Problem requirements
Each line holding the word "styles" counts once; give the total and nothing more.

-- Start Records for this exercise --

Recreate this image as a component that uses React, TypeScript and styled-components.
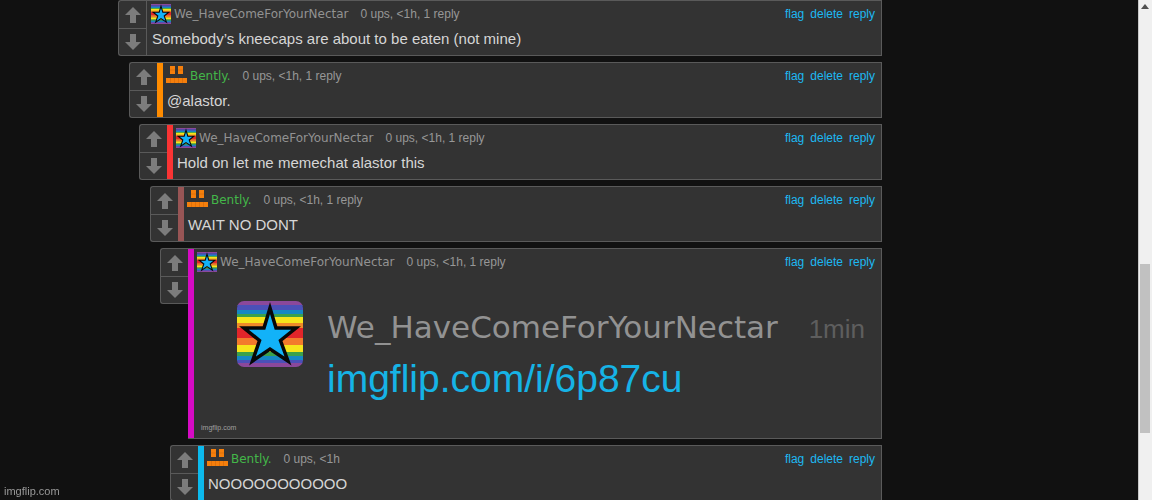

-- End Records for this exercise --
-- Start Records for this exercise --

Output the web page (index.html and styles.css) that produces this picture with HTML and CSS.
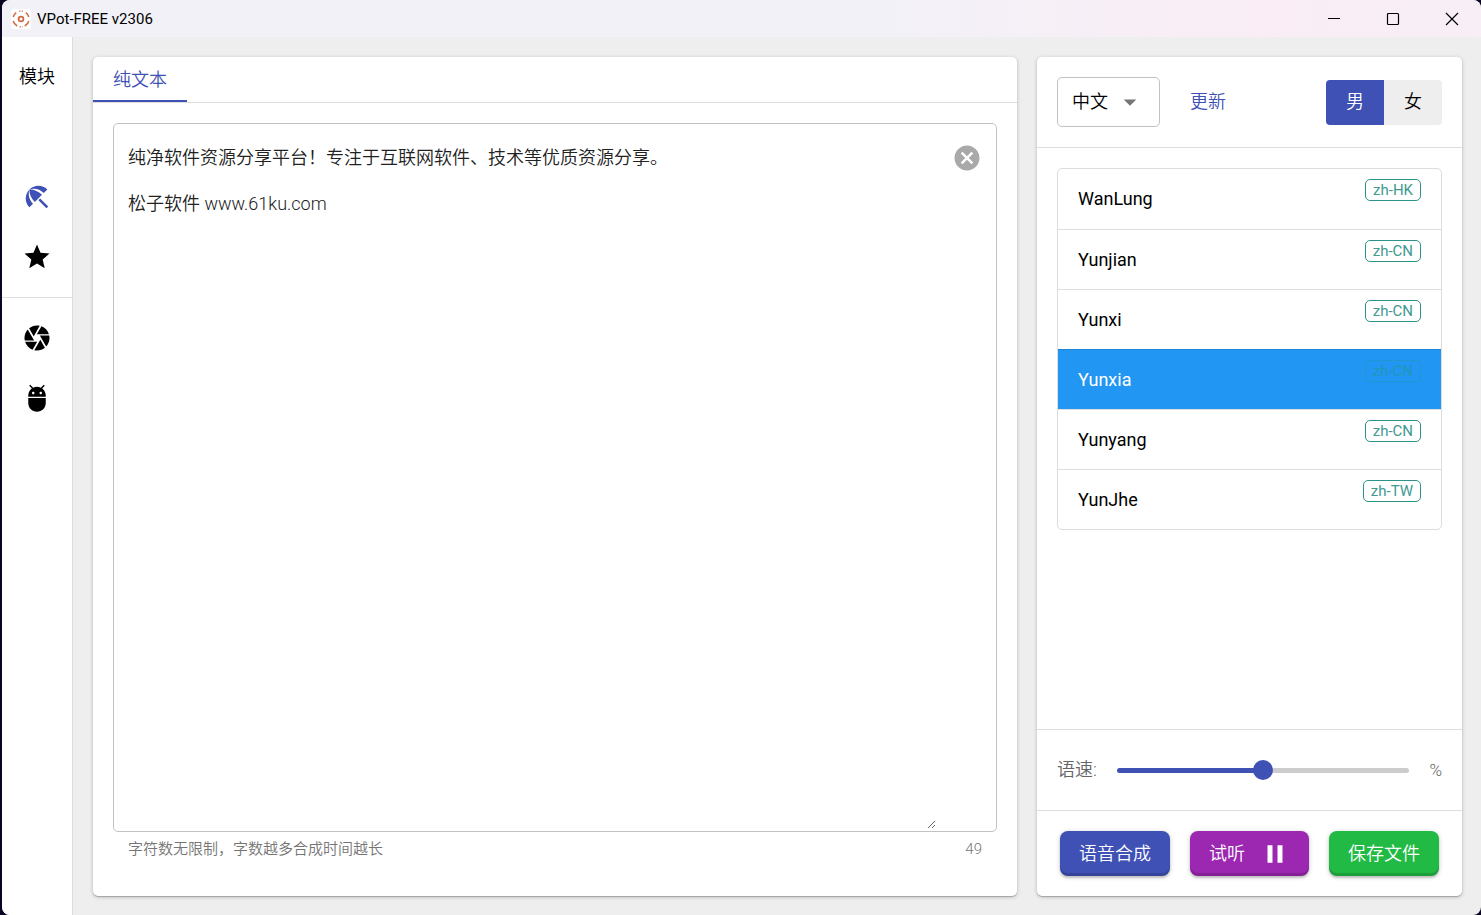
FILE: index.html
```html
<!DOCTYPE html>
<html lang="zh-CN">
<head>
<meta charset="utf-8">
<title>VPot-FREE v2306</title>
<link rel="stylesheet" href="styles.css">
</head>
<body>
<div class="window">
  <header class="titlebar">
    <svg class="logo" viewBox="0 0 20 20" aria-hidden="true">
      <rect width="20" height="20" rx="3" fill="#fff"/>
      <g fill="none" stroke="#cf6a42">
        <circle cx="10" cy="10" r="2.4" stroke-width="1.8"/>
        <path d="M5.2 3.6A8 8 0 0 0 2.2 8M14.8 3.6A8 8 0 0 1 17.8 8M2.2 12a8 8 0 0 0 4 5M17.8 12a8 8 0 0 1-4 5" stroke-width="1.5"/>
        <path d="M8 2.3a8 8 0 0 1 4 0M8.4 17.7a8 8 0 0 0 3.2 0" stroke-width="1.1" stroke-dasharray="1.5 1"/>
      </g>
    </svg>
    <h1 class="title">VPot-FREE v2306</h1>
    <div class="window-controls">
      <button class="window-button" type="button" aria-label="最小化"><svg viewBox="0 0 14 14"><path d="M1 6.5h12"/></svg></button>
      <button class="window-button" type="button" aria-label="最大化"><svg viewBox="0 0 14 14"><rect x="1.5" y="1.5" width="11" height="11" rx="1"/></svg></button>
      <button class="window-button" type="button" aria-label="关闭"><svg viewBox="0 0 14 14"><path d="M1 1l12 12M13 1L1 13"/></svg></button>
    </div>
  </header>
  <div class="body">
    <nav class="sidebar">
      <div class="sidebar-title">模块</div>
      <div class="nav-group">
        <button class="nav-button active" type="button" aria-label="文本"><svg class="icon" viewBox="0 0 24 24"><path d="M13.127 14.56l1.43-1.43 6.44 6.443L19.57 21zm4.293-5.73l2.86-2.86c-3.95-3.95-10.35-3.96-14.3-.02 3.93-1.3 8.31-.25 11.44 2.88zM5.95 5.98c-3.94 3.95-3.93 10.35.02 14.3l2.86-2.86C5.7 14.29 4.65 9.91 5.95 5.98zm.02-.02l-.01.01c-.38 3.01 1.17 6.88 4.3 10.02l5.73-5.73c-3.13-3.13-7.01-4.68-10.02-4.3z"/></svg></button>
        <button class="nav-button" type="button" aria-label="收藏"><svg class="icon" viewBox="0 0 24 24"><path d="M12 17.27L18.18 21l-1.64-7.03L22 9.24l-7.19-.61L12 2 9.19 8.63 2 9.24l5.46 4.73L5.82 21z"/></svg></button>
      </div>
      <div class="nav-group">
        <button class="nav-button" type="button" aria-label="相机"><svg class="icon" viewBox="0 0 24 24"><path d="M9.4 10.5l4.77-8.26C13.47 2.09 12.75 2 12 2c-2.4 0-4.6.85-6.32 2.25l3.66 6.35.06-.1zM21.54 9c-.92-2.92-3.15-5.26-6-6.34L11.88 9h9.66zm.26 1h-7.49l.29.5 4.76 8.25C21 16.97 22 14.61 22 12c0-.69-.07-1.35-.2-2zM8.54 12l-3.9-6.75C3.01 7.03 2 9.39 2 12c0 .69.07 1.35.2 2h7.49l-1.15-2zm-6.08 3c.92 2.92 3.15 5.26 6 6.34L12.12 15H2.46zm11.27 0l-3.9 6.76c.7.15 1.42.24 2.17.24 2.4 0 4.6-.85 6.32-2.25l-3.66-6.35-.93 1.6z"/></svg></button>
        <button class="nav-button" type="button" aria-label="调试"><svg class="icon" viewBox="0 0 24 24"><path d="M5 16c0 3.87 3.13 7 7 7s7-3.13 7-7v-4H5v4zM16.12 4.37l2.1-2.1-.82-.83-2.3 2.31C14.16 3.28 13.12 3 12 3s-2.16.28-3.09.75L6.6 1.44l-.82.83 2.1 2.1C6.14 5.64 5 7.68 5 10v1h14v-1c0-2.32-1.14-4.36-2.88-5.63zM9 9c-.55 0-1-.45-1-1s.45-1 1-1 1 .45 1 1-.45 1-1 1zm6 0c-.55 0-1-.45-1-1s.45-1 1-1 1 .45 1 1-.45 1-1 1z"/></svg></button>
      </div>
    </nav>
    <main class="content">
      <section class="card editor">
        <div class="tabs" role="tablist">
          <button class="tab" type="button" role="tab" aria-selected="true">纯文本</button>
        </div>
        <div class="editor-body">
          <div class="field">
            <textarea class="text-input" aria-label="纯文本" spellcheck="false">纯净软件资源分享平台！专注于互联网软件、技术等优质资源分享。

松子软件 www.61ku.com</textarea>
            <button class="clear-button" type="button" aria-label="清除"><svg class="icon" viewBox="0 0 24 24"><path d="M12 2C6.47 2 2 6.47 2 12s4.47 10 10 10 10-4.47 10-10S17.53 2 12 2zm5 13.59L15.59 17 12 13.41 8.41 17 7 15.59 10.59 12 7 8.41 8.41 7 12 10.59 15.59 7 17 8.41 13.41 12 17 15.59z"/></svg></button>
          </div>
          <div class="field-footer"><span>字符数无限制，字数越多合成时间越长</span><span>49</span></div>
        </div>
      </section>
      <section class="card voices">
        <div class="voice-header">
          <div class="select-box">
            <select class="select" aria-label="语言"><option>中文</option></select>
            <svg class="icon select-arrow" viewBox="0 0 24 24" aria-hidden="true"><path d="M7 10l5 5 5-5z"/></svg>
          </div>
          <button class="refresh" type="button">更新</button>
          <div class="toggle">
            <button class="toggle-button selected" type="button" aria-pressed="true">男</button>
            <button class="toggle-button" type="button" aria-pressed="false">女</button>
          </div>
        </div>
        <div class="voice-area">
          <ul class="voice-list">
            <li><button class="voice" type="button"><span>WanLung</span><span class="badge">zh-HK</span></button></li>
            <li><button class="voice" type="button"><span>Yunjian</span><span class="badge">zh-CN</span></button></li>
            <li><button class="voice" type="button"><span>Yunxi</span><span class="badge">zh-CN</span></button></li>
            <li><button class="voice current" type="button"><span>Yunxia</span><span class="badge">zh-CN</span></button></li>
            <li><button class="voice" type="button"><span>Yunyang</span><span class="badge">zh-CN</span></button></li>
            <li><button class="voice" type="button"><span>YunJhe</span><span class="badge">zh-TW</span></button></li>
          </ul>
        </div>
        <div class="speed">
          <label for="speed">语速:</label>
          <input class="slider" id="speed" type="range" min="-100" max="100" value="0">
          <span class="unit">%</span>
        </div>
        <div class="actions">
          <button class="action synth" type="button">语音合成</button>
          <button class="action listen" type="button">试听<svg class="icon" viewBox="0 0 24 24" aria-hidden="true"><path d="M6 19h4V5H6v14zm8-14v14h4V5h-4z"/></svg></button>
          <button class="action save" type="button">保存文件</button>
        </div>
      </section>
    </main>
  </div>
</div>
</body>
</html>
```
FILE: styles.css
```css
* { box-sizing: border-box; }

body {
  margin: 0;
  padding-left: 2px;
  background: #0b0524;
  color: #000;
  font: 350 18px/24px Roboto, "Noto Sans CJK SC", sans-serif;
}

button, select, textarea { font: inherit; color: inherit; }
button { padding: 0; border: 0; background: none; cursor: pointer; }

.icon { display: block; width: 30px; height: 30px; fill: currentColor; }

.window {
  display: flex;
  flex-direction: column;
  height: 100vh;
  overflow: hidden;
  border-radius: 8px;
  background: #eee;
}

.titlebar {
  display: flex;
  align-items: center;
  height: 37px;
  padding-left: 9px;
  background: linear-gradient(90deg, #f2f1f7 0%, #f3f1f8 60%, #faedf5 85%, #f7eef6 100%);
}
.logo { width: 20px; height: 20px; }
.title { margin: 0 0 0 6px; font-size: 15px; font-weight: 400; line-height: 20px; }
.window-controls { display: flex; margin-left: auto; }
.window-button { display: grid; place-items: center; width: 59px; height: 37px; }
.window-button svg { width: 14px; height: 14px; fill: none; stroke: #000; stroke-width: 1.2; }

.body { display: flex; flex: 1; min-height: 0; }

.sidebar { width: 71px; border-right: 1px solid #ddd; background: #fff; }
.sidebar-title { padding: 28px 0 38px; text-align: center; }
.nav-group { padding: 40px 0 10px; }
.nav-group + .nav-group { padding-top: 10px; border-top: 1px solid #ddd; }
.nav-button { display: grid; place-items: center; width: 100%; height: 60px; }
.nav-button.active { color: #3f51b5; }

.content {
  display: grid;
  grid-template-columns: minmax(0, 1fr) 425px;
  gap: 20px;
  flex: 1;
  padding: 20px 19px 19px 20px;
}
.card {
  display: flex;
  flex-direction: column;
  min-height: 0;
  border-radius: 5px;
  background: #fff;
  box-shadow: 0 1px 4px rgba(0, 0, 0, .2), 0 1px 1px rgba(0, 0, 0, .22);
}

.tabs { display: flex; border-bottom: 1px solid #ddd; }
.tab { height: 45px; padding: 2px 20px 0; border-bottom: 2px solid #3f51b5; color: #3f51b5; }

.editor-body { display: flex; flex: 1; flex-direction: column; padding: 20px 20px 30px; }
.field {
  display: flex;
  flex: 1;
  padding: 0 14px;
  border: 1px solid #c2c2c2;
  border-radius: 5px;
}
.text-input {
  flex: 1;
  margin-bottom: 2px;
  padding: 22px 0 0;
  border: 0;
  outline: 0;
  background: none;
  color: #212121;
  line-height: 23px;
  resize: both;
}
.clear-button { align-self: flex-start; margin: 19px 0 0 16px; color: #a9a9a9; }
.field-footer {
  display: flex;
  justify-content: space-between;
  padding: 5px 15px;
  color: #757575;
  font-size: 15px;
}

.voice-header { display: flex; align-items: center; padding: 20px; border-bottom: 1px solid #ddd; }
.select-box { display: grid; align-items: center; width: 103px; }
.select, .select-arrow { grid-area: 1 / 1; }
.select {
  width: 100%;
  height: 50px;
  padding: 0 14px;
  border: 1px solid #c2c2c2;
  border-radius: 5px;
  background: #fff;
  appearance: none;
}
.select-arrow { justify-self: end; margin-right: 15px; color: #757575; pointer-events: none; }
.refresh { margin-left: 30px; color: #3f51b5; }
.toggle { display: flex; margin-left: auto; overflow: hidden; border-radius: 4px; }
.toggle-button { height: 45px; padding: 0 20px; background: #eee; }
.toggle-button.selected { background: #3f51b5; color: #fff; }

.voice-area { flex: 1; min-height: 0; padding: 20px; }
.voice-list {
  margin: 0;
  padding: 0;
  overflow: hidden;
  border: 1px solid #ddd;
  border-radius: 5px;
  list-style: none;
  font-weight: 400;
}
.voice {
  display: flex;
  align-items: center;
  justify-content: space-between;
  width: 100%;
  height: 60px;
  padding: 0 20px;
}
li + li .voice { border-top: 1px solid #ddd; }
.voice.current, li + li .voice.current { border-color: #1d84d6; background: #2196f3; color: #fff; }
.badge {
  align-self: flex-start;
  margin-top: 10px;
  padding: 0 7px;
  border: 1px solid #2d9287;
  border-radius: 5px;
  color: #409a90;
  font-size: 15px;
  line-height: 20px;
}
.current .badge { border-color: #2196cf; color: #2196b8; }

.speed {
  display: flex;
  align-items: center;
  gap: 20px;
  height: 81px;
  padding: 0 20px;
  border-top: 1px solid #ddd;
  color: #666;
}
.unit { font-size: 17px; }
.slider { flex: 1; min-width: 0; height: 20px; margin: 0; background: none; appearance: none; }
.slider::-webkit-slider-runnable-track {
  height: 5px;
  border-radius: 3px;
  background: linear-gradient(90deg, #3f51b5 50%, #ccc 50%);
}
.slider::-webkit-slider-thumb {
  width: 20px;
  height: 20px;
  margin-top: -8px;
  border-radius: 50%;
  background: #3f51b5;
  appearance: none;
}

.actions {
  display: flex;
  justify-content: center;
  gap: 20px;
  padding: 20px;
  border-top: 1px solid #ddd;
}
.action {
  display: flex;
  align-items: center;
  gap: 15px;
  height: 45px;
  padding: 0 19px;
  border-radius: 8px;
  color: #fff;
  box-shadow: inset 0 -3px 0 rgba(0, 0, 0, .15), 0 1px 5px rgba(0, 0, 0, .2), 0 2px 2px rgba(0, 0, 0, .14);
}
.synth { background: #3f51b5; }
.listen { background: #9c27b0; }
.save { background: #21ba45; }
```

-- End Records for this exercise --

The solution
3